Kendati membaik, ketahanan pangan Indonesia tahun ini masih lebih rendah dibanding rata-rata global yang indeksnya 62,2, serta di bawah rata-rata Asia Pasifik yang indeksnya 63,4.
Tapi, jika dibandingkan dengan negara-negara tetangga, ketahanan pangan Indonesia tergolong cukup kuat.
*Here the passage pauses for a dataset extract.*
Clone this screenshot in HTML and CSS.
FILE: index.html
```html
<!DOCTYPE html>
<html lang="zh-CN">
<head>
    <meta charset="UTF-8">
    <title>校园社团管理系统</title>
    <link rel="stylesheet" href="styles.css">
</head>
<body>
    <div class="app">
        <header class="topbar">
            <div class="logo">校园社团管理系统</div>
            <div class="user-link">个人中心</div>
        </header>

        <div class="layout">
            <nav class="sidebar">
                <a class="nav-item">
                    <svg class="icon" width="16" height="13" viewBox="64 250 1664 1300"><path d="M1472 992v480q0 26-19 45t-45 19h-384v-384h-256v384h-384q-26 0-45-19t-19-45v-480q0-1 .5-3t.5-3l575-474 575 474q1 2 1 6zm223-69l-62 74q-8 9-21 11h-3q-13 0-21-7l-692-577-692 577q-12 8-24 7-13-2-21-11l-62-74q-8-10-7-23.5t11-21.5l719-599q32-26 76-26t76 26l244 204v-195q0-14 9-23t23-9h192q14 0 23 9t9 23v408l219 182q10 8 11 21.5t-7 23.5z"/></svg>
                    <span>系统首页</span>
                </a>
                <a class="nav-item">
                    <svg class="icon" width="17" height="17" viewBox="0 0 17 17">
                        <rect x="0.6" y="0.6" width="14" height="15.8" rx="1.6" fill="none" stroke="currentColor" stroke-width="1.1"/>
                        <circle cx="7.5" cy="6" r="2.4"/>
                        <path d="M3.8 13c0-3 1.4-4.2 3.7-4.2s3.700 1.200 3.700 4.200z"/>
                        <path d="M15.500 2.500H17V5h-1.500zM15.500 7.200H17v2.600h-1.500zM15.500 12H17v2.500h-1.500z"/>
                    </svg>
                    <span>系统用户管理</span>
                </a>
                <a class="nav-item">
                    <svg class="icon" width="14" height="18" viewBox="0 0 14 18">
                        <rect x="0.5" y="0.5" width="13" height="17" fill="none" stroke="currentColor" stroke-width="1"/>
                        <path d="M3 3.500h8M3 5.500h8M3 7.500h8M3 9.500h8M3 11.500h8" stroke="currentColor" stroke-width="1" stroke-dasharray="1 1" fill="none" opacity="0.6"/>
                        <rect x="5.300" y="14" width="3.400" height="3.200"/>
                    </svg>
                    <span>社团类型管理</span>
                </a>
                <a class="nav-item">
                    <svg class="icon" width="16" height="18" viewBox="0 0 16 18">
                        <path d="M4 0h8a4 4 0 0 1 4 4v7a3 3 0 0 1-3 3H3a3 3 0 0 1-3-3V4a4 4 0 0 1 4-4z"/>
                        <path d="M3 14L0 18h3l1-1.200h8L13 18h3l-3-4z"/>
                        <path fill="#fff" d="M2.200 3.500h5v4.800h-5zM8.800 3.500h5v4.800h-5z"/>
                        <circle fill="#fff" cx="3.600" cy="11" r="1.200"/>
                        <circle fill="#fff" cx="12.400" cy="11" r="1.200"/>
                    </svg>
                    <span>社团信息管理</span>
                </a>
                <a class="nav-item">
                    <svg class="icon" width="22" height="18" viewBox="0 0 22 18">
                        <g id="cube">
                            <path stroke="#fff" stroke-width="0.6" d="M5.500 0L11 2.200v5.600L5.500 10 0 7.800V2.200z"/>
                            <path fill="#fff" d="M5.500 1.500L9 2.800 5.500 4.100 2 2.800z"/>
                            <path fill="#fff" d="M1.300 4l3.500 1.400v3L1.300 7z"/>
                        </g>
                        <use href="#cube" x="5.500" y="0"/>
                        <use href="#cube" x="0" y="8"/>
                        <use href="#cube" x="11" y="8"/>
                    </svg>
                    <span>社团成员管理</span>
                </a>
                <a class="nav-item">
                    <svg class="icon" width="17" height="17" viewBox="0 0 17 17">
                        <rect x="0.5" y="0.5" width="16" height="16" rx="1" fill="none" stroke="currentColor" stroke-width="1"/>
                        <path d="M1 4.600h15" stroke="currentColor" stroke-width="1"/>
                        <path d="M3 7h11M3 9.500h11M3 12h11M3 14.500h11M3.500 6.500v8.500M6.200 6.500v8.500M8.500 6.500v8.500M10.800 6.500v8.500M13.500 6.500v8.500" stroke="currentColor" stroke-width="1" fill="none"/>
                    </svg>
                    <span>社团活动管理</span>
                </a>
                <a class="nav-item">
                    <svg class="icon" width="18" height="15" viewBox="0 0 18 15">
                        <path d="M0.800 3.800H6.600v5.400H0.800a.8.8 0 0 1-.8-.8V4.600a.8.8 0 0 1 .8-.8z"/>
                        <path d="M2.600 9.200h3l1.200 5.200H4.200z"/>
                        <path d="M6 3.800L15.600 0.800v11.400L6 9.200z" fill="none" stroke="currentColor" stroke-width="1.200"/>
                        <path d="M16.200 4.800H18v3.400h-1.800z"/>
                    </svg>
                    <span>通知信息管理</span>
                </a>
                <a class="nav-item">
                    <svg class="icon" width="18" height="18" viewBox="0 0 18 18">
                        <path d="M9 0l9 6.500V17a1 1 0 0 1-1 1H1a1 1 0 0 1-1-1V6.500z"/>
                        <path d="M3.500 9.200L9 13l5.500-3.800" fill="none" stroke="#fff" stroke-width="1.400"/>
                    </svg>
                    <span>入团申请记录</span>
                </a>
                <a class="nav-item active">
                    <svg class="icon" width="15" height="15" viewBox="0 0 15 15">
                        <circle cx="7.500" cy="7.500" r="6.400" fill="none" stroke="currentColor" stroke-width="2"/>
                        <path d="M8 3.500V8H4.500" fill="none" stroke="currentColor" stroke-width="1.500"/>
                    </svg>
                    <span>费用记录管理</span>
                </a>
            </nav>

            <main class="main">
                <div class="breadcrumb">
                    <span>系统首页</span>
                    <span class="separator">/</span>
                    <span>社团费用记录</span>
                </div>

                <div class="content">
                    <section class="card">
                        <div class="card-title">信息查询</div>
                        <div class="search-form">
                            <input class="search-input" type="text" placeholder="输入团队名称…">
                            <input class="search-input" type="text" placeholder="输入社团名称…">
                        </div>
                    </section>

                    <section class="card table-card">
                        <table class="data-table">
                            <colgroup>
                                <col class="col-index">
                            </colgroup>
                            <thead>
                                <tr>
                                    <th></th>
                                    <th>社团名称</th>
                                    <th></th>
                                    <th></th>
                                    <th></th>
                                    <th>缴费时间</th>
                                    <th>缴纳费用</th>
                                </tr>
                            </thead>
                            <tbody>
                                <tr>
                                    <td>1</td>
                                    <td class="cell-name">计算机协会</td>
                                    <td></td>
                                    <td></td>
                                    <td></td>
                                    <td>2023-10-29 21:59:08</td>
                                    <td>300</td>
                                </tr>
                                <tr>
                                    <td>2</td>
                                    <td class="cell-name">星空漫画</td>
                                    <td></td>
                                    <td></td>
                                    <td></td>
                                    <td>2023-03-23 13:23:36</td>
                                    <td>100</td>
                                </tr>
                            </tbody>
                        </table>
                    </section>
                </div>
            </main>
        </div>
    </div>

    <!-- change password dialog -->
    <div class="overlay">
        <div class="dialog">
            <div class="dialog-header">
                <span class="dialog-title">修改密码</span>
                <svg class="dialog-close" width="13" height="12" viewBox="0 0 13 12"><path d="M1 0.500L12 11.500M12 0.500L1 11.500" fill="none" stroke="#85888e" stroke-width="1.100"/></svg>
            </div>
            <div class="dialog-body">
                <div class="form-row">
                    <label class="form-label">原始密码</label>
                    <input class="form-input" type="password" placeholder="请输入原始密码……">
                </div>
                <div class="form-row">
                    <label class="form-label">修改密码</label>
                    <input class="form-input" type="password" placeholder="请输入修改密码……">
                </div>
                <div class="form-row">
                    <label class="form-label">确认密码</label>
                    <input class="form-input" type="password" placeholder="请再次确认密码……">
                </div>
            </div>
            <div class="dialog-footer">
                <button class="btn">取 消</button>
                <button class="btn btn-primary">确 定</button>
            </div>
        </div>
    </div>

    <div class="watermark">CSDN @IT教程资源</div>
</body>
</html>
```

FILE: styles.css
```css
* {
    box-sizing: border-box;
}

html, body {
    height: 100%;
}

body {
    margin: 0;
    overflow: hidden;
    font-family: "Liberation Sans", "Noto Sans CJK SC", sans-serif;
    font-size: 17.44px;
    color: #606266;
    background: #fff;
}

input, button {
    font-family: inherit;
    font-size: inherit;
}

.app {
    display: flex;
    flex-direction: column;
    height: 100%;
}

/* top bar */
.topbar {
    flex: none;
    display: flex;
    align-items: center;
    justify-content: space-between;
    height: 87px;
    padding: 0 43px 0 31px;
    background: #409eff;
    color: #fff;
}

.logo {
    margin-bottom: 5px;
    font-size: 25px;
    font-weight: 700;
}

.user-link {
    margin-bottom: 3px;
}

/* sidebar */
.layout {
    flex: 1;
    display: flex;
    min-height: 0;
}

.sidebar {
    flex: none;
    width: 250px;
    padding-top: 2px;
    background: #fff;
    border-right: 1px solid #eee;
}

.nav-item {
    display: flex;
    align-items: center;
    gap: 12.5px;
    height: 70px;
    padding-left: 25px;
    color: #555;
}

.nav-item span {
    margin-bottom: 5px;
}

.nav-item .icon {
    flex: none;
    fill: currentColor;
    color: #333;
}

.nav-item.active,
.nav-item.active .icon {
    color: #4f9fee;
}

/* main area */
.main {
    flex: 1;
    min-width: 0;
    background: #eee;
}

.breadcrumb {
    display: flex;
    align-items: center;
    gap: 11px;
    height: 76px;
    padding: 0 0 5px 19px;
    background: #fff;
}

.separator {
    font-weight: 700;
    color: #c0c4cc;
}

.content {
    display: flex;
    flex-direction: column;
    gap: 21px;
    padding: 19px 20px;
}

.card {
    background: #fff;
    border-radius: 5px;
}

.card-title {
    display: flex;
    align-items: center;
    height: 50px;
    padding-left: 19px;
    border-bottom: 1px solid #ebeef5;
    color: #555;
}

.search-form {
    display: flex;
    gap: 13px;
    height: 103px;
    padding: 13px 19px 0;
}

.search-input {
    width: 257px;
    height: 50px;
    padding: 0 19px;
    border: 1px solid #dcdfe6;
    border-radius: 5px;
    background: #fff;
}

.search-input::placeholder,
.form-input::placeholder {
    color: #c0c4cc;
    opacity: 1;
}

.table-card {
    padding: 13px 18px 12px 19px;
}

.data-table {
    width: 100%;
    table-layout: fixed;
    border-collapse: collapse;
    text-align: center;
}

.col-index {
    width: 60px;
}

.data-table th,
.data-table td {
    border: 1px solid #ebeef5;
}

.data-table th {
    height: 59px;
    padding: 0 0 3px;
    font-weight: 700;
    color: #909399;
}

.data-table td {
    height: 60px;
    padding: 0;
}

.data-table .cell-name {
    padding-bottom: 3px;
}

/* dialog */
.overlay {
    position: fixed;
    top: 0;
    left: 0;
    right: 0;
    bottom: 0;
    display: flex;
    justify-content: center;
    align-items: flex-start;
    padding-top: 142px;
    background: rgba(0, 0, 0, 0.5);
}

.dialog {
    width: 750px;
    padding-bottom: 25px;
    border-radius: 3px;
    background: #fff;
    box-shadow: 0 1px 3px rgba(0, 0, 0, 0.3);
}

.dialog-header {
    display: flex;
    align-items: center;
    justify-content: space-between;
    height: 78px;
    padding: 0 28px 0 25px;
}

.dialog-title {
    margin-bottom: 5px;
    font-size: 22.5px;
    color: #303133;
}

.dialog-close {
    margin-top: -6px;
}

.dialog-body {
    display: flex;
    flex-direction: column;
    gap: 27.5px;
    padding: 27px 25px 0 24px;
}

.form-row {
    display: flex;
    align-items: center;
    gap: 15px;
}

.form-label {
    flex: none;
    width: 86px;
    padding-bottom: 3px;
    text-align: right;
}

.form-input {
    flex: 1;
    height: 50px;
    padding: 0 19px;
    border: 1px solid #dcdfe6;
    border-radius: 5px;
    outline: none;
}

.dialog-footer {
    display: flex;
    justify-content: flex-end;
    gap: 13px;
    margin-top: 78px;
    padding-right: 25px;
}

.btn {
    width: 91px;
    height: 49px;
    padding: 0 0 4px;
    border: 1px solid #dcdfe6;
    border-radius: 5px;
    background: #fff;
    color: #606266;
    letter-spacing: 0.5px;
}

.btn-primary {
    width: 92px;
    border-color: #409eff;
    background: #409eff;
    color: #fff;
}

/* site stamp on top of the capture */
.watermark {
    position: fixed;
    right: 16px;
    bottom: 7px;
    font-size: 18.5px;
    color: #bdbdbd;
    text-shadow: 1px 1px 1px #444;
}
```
Di kelompok Association of Southeast Asian Nations (ASEAN) ketahanan pangan Indonesia masuk peringkat ke-4.
Negara ASEAN yang dinilai memiliki ketahanan pangan terbaik adalah Singapura, diikuti Malaysia dan Vietnam dengan rincian seperti terlihat pada grafik.
Indeks ketahanan pangan GFSI 2022 diukur berdasarkan empat indikator, yakni keterjangkauan harga pangan (affordability), ketersediaan pasokan (availability), kualitas nutrisi (quality and safety), serta keberlanjutan dan adaptasi (sustainability and adaptation).
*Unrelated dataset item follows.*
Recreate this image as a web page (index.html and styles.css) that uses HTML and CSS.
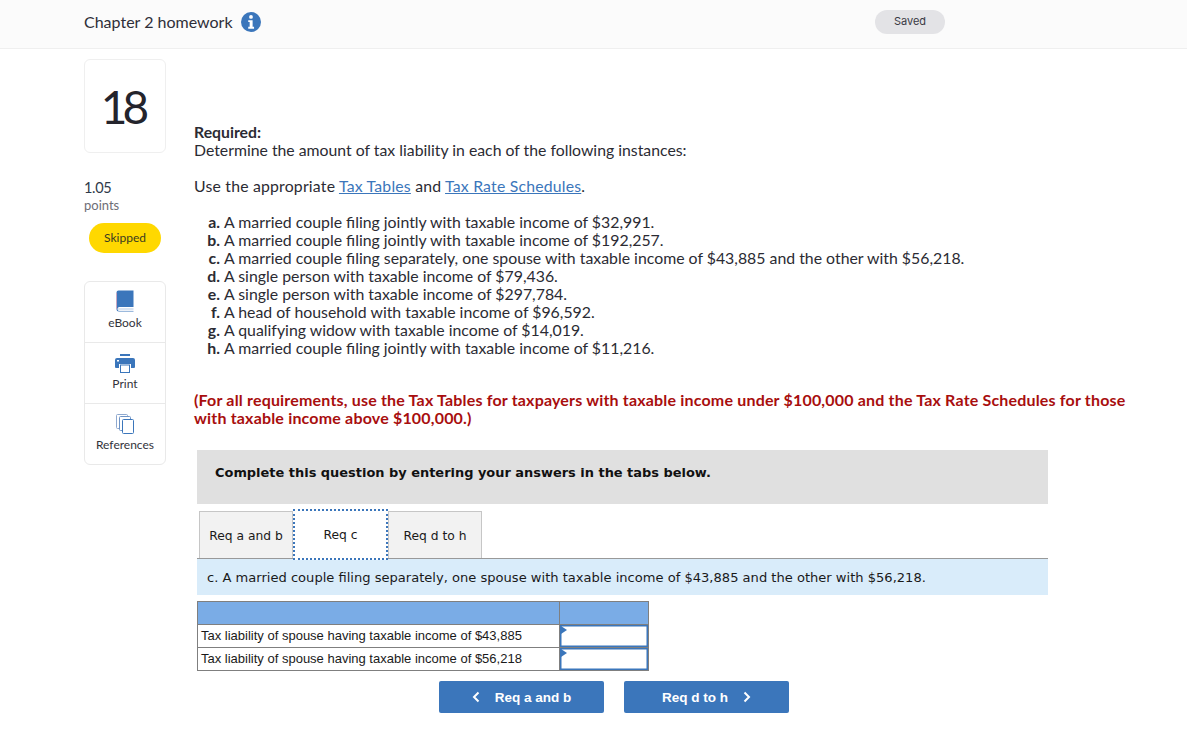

Hasil penilaian seluruh indikator tersebut dinyatakan dalam skor berskala 0-100. Semakin tinggi skornya, kondisi ketahanan pangan dinilai semakin baik.
Singapura meraih skor sangat baik dalam hal affordability, yakni 93,2. Bukan hanya terbaik di ASEAN, skor ini juga menempatkan Singapura di peringkat ke-2 global dalam hal keterjangkauan harga pangan.
Namun, Singapura mendapat skor buruk dalam indikator sustainability and adaptation, yakni 44,3. Angka ini bahkan lebih buruk dari Indonesia yang skor keberlanjutan dan adaptasinya 46,3.
Di indikator keberlanjutan dan adaptasi GFSI menilai kebijakan negara dalam beradaptasi dengan perubahan iklim, pemeliharaan lingkungan, sampai manajemen kebencanaan yang dapat mempengaruhi keamanan pasokan pangan.
Di indikator tersebut Indonesia dan Singapura sama-sama mendapat skor rendah karena pembiayaan mitigasi perubahan iklimnya dinilai masih kurang baik.
"Laju perubahan iklim tidak bisa ditahan tanpa adanya pengurangan emisi dari sektor pangan. Ketahanan pangan juga tak akan bisa terwujud tanpa adanya pencegahan perubahan iklim," kata tim penyusun GFSI dalam laporannya.
"Semua pemangku kepentingan perlu bekerja sama membangun sistem pangan yang kuat, yang dapat bertahan di tengah naiknya permintaan pangan, keterbatasan lahan, dan iklim yang memanas," lanjutnya.